Aim: With the pictures left out, copy the listing below exactly.

Material:
— Begin —

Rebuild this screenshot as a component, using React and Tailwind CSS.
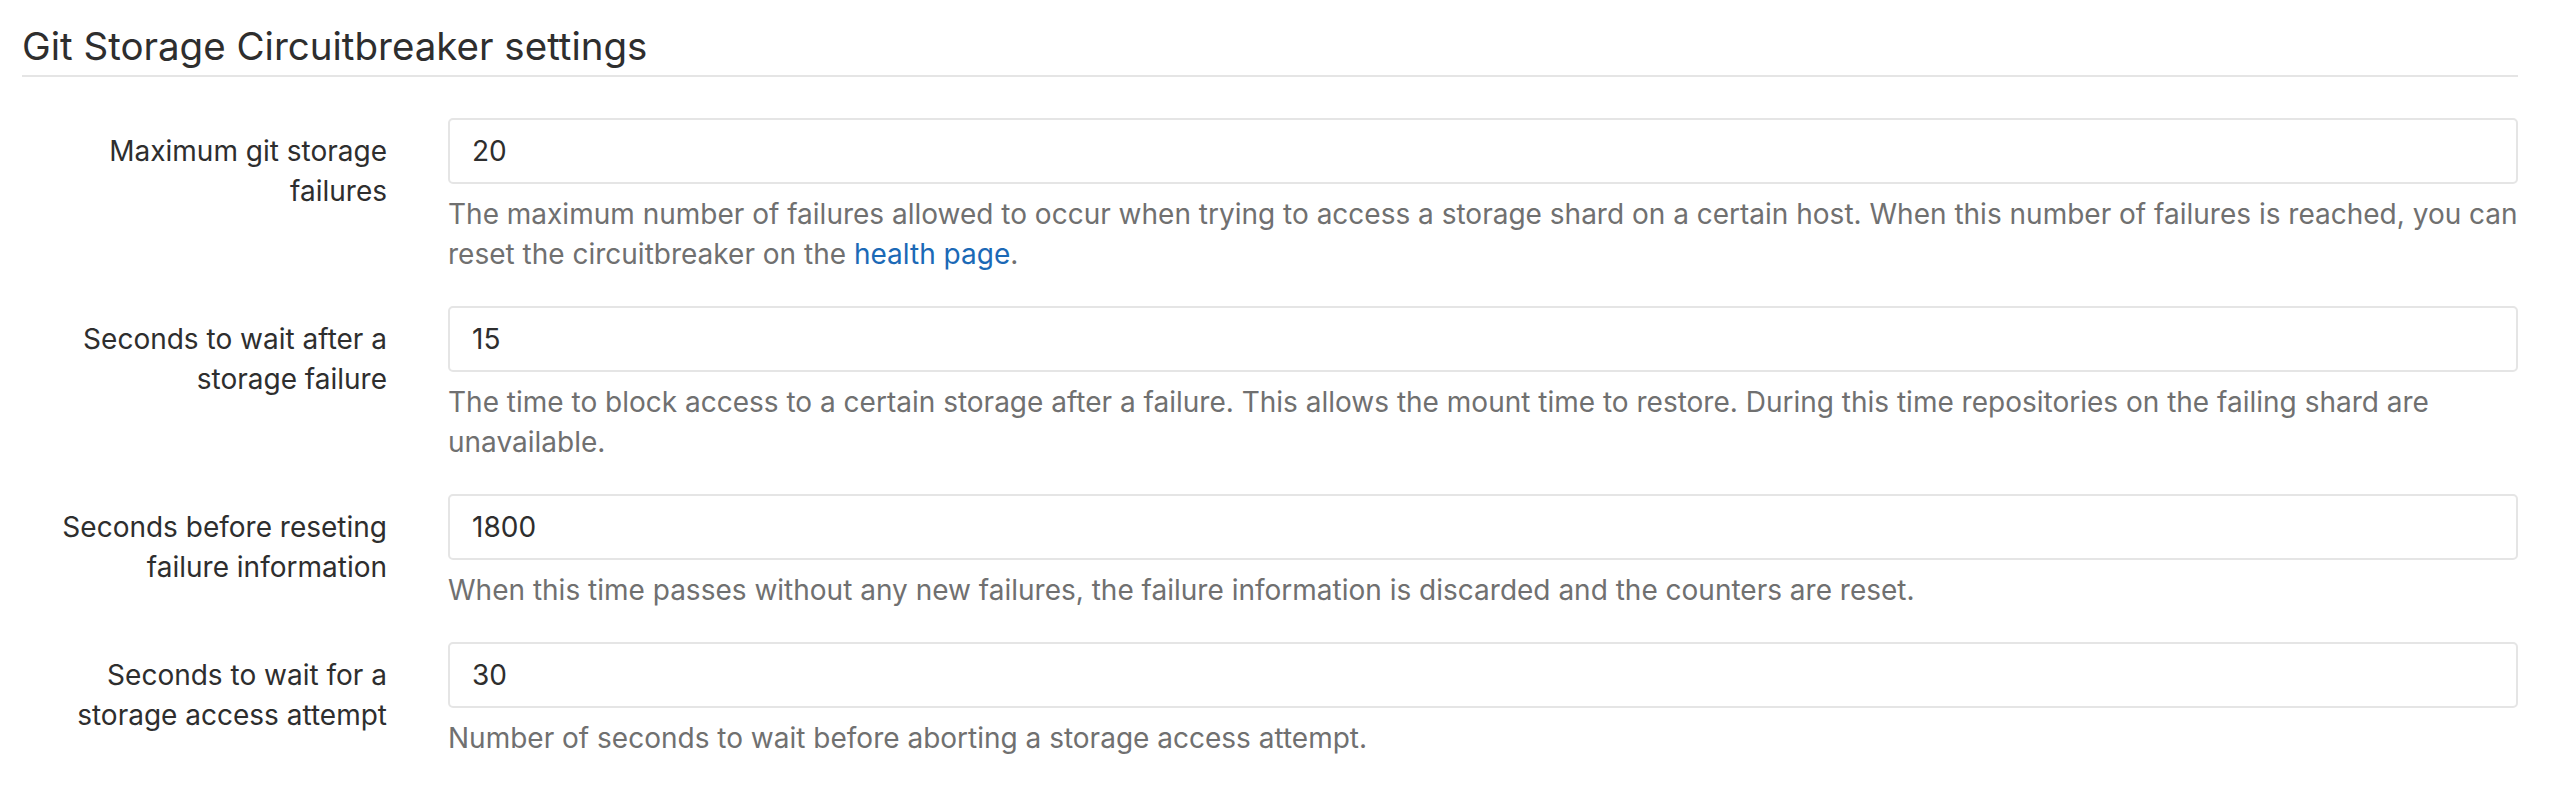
const rows = [
  {
    label: 'Maximum git storage failures',
    value: '20',
    help: (
      <>
        The maximum number of failures allowed to occur when trying to access a storage shard on a certain host. When
        this number of failures is reached, you can reset the circuitbreaker on the{' '}
        <a href="#" className="text-[#1b69b6]">
          health page
        </a>
        .
      </>
    ),
  },
  {
    label: 'Seconds to wait after a storage failure',
    value: '15',
    help: 'The time to block access to a certain storage after a failure. This allows the mount time to restore. During this time repositories on the failing shard are unavailable.',
  },
  {
    label: 'Seconds before reseting failure information',
    value: '1800',
    help: 'When this time passes without any new failures, the failure information is discarded and the counters are reset.',
  },
  {
    label: 'Seconds to wait for a storage access attempt',
    value: '30',
    help: 'Number of seconds to wait before aborting a storage access attempt.',
  },
];

const FormRow = ({ label, value, help }) => (
  <div className="grid grid-cols-[365px_1fr] gap-x-[61px]">
    <label className="pt-[13px] text-right text-[28px] font-normal leading-[40px] text-[#2e2e2e]">{label}</label>
    <div>
      <input
        type="text"
        defaultValue={value}
        className="block h-[66px] w-full rounded-[5px] border-2 border-[#e5e5e5] bg-white px-[22px] text-[28px] text-[#2e2e2e] outline-none"
      />
      <p className="mt-[10px] text-[28px] leading-[40px] text-[#707070]">{help}</p>
    </div>
  </div>
);

export default function App() {
  return (
    <div className="min-h-[810px] bg-white pl-[22px] pr-[54px] font-['Inter','Liberation_Sans',sans-serif]">
      <h4 className="mt-[25px] border-b-2 border-[#e5e5e5] pb-[7px] text-[38.5px] font-normal leading-[43px] text-[#2e2e2e]">
        Git Storage Circuitbreaker settings
      </h4>
      <div className="mt-[41px] flex flex-col gap-[32px]">
        {rows.map((r) => (
          <FormRow key={r.label} {...r} />
        ))}
      </div>
    </div>
  );
}
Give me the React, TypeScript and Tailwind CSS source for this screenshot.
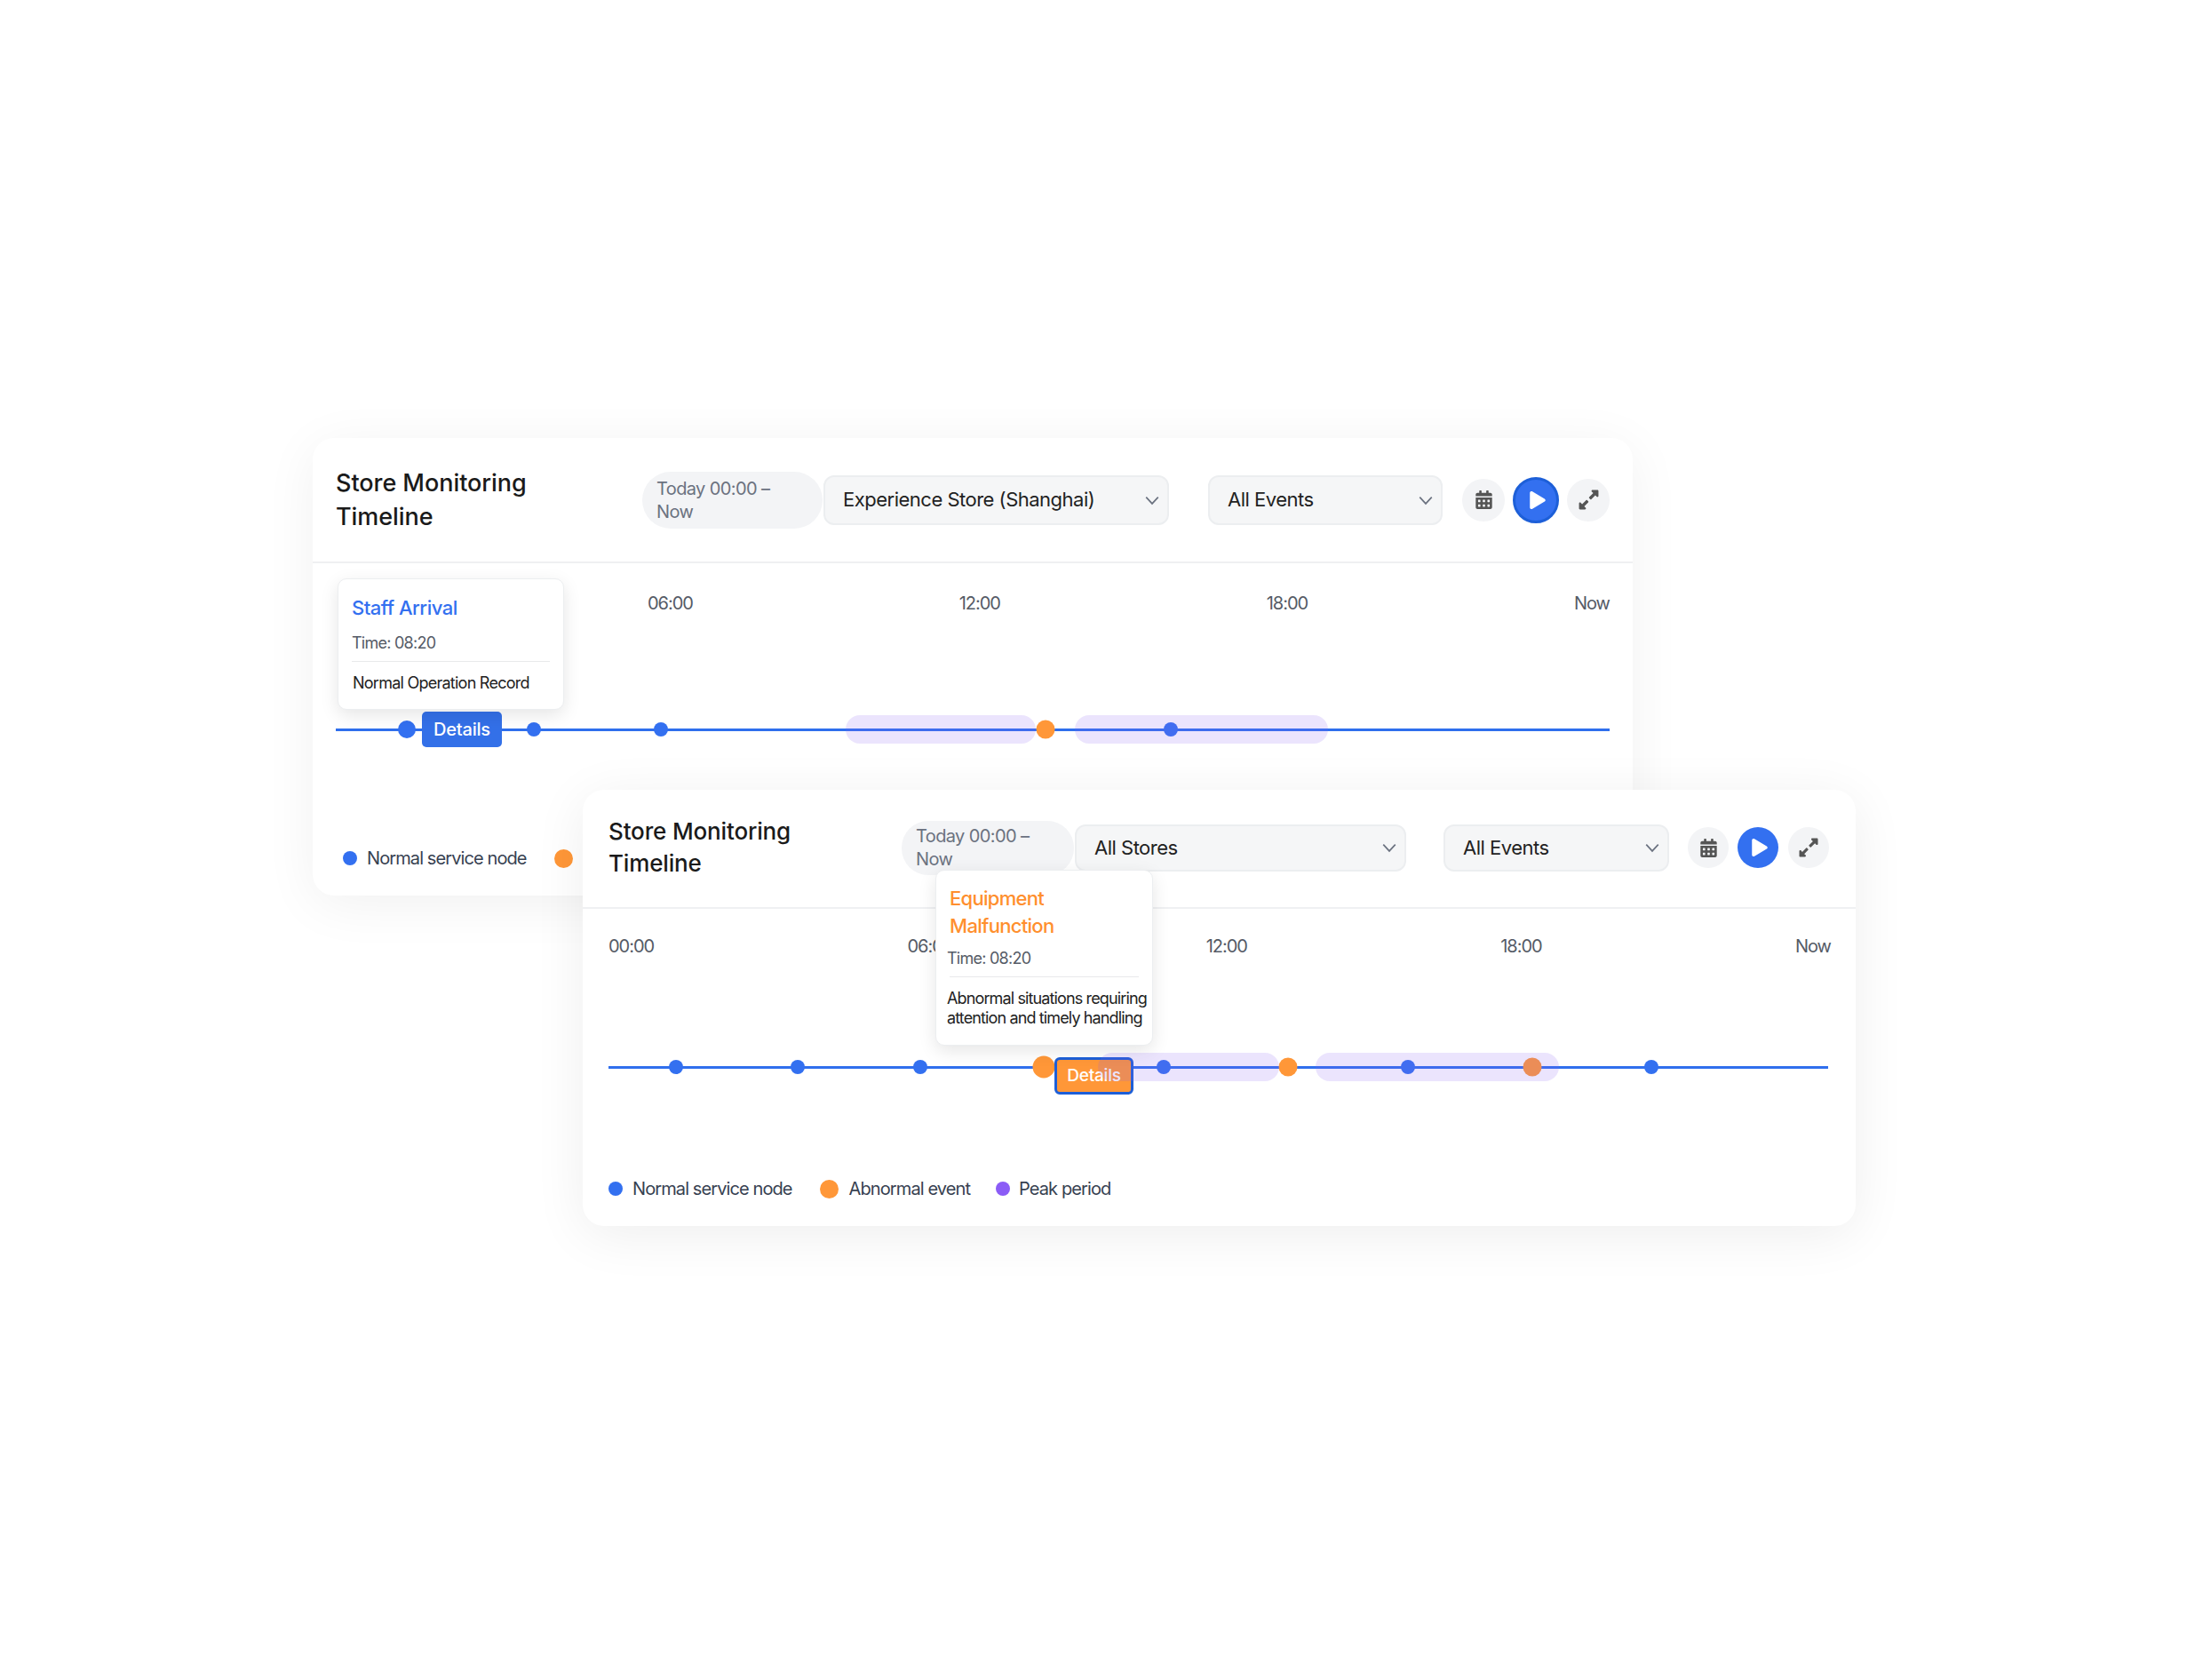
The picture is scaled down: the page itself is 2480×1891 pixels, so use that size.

— End —

Worked solution:
Rebuild this screenshot as a component, using React and Tailwind CSS.
const rows = [
  {
    label: 'Maximum git storage failures',
    value: '20',
    help: (
      <>
        The maximum number of failures allowed to occur when trying to access a storage shard on a certain host. When
        this number of failures is reached, you can reset the circuitbreaker on the{' '}
        <a href="#" className="text-[#1b69b6]">
          health page
        </a>
        .
      </>
    ),
  },
  {
    label: 'Seconds to wait after a storage failure',
    value: '15',
    help: 'The time to block access to a certain storage after a failure. This allows the mount time to restore. During this time repositories on the failing shard are unavailable.',
  },
  {
    label: 'Seconds before reseting failure information',
    value: '1800',
    help: 'When this time passes without any new failures, the failure information is discarded and the counters are reset.',
  },
  {
    label: 'Seconds to wait for a storage access attempt',
    value: '30',
    help: 'Number of seconds to wait before aborting a storage access attempt.',
  },
];

const FormRow = ({ label, value, help }) => (
  <div className="grid grid-cols-[365px_1fr] gap-x-[61px]">
    <label className="pt-[13px] text-right text-[28px] font-normal leading-[40px] text-[#2e2e2e]">{label}</label>
    <div>
      <input
        type="text"
        defaultValue={value}
        className="block h-[66px] w-full rounded-[5px] border-2 border-[#e5e5e5] bg-white px-[22px] text-[28px] text-[#2e2e2e] outline-none"
      />
      <p className="mt-[10px] text-[28px] leading-[40px] text-[#707070]">{help}</p>
    </div>
  </div>
);

export default function App() {
  return (
    <div className="min-h-[810px] bg-white pl-[22px] pr-[54px] font-['Inter','Liberation_Sans',sans-serif]">
      <h4 className="mt-[25px] border-b-2 border-[#e5e5e5] pb-[7px] text-[38.5px] font-normal leading-[43px] text-[#2e2e2e]">
        Git Storage Circuitbreaker settings
      </h4>
      <div className="mt-[41px] flex flex-col gap-[32px]">
        {rows.map((r) => (
          <FormRow key={r.label} {...r} />
        ))}
      </div>
    </div>
  );
}
Give me the React, TypeScript and Tailwind CSS source for this screenshot.
The picture is scaled down: the page itself is 2480×1891 pixels, so use that size.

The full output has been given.